The analysis also found that residential rates from January 2017 to July 2024 were less volatile in Naperville than with ComEd.
As for as how Naperville would tackle powering its electric grid without IMEA, Pruitt advised that it would take time and resources, but it could be done.
Unlike most other municipalities in Illinois, Naperville has for years procured electricity for residents, businesses and other users by going through IMEA rather than relying on a company like ComEd. Instead of having resources and industry expertise in-house, the city relies on IMEA, a joint action agency that sells an already assembled power supply to municipally-owned utilities across the state.
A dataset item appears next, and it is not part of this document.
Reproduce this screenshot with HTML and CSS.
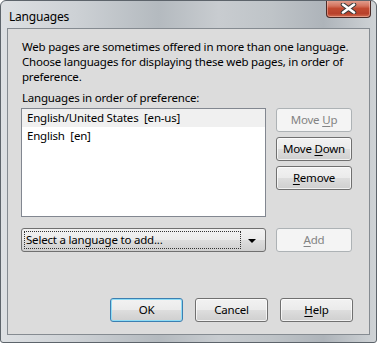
FILE: index.html
```html
<!DOCTYPE html>
<html>
<head>
    <meta charset="UTF-8">
    <title>Languages</title>
    <link rel="stylesheet" href="styles.css">
</head>
<body>
<div class="win">
    <div class="win-title">
        <span class="win-caption">Languages</span>
        <span class="win-close">
            <svg width="17" height="11" viewBox="0 0 17 11">
                <path d="M3 1.5 L14 9.5 M14 1.5 L3 9.5" stroke="#3b3b3b" stroke-width="4.6" stroke-linecap="round"/>
                <path d="M3 1.5 L14 9.5 M14 1.5 L3 9.5" stroke="#ffffff" stroke-width="2.6" stroke-linecap="round"/>
            </svg>
        </span>
    </div>
    <div class="win-client">
        <p class="lg-desc">Web pages are sometimes offered in more than one language.<br>Choose languages for displaying these web pages, in order of<br>preference.</p>
        <div class="lg-label">Languages in order of preference:</div>
        <div class="lg-grid">
            <ul class="lg-list">
                <li class="lg-item sel">English/United States&nbsp; [en-us]</li>
                <li class="lg-item">English&nbsp; [en]</li>
            </ul>
            <div class="lg-side">
                <span class="btn off">Move <u>U</u>p</span>
                <span class="btn">Move <u>D</u>own</span>
                <span class="btn"><u>R</u>emove</span>
            </div>
            <div class="combo">
                <span class="combo-text">Select a language to add...</span>
                <span class="combo-arrow"></span>
            </div>
            <div class="lg-side">
                <span class="btn off"><u>A</u>dd</span>
            </div>
        </div>
        <div class="lg-foot">
            <span class="btn def">OK</span>
            <span class="btn">Cancel</span>
            <span class="btn"><u>H</u>elp</span>
        </div>
    </div>
</div>
</body>
</html>
```

FILE: styles.css
```css
body, p, ul, li, div {
    margin: 0;
    padding: 0;
}
body {
    font-family: "Noto Sans", "Open Sans", sans-serif;
    font-size: 11.5px;
    letter-spacing: -0.2px;
    color: #000;
    background: #fff;
}

.win {
    width: 377px;
    height: 343px;
    box-sizing: border-box;
    border: 1px solid #5d646b;
    border-radius: 6px 6px 3px 3px;
    background: linear-gradient(to right, #dde0e3 0, #cdd1d5 20%, #b4babf 42%, #c8ccd0 58%, #bfc4c8 72%, #aeb4ba 86%, #cfd3d6 100%);
    display: flex;
    flex-direction: column;
    overflow: hidden;
}
.win-title {
    height: 27px;
    display: flex;
    justify-content: space-between;
    align-items: flex-start;
    padding-left: 8px;
}
.win-caption {
    font-size: 12px;
    line-height: 14px;
    margin-top: 9px;
    color: #000;
}
.win-close {
    width: 45px;
    height: 18px;
    margin-top: -1px;
    margin-right: 5px;
    box-sizing: border-box;
    border: 1px solid #4b2b27;
    border-top: 0;
    border-radius: 0 0 4px 4px;
    background: linear-gradient(to bottom, #e3a595 0, #d4735e 35%, #c14a31 50%, #b8412b 80%, #d06d51 100%);
    box-shadow: inset 0 0 0 1px rgba(255, 210, 200, 0.45);
    display: flex;
    align-items: center;
    justify-content: center;
}
.win-client {
    flex: 1;
    margin: 0 6px 7px 6px;
    border: 1px solid #858b91;
    background: #dcdcdc;
    padding: 10px 16px 0 13px;
    display: flex;
    flex-direction: column;
}

.lg-desc {
    line-height: 15px;
    padding-left: 1px;
    white-space: nowrap;
}
.lg-label {
    line-height: 15px;
    margin-top: 6px;
    padding-left: 1px;
}
.lg-grid {
    margin-top: 3px;
    display: grid;
    grid-template-columns: 245px 76px;
    column-gap: 10px;
    row-gap: 11px;
}
.lg-list {
    list-style: none;
    height: 109px;
    box-sizing: border-box;
    border: 1px solid #828790;
    background: #fff;
}
.lg-item {
    height: 18px;
    line-height: 18px;
    padding-left: 5px;
}
.lg-item.sel {
    background: #f0f0f0;
}
.lg-side {
    display: flex;
    flex-direction: column;
    gap: 5px;
}

.btn {
    display: block;
    text-align: center;
    height: 24px;
    line-height: 21px;
    box-sizing: border-box;
    border: 1px solid #707070;
    border-radius: 3px;
    background: linear-gradient(to bottom, #f2f2f2 0, #ebebeb 48%, #dddddd 52%, #cfcfcf 100%);
    box-shadow: inset 0 0 0 1px rgba(255, 255, 255, 0.7);
    color: #000;
}
.btn u {
    text-underline-offset: 2px;
}
.btn.off {
    border-color: #adb2b5;
    background: #f4f4f4;
    color: #838383;
    box-shadow: none;
}
.btn.def {
    border-color: #3c7fb1;
    box-shadow: inset 0 0 0 1px #8fdcf5;
}

.combo {
    height: 24px;
    box-sizing: border-box;
    border: 1px solid #707070;
    border-radius: 3px;
    background: linear-gradient(to bottom, #f2f2f2 0, #ebebeb 48%, #dddddd 52%, #cfcfcf 100%);
    display: flex;
    align-items: center;
    padding: 2px;
}
.combo-text {
    flex: 1;
    height: 18px;
    line-height: 16px;
    box-sizing: border-box;
    border: 1px dotted #333;
    padding-left: 1px;
}
.combo-arrow {
    width: 22px;
    display: flex;
    justify-content: center;
}
.combo-arrow::before {
    content: "";
    border-left: 4px solid transparent;
    border-right: 4px solid transparent;
    border-top: 4px solid #000;
    margin-top: 2px;
}

.lg-foot {
    margin-top: auto;
    margin-bottom: 12px;
    display: flex;
    justify-content: flex-end;
    gap: 12px;
}
.lg-foot .btn {
    width: 73px;
}
```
If the city chose to tackle procurement without IMEA, it would still likely have to outsource some responsibilities to an alternate provider, Pruitt said. And even then, the city’s electric utility would have to bulk up staffing, he said.
“I’m not saying you can’t do it, you just don’t do it right now,” Pruitt said. “So it’s additive. I’m sure it can get done. … But there’s very few, if any, one-stop shop solutions that we’ve identified.”
Pruitt advised that city officials should have “a very clear vision of what are we going to accomplish in doing this because the road is going to be long and it’s going to be challenging, so you’re going to need to have a well-defined goal to be able to justify the investment of time and material and money to get this done.”
Despite the additional information, PUAB members were left at something of a standstill in terms of what further role they should play in how the city ultimately approaches long-term procurement.
“We’ve kind of made our recommendation to city council, so … what happens next?” member Michelle Ackmann asked.
Board Chair Louis Halkias said the PUAB’s role now is to share information, an obligation he directed at council especially.
“I think we have many city council people that are not up on this, because they have a lot of other things going, and it’s our job … to help them understand the issue,” he said. “And right now, I don’t believe a majority of them understand the issue.”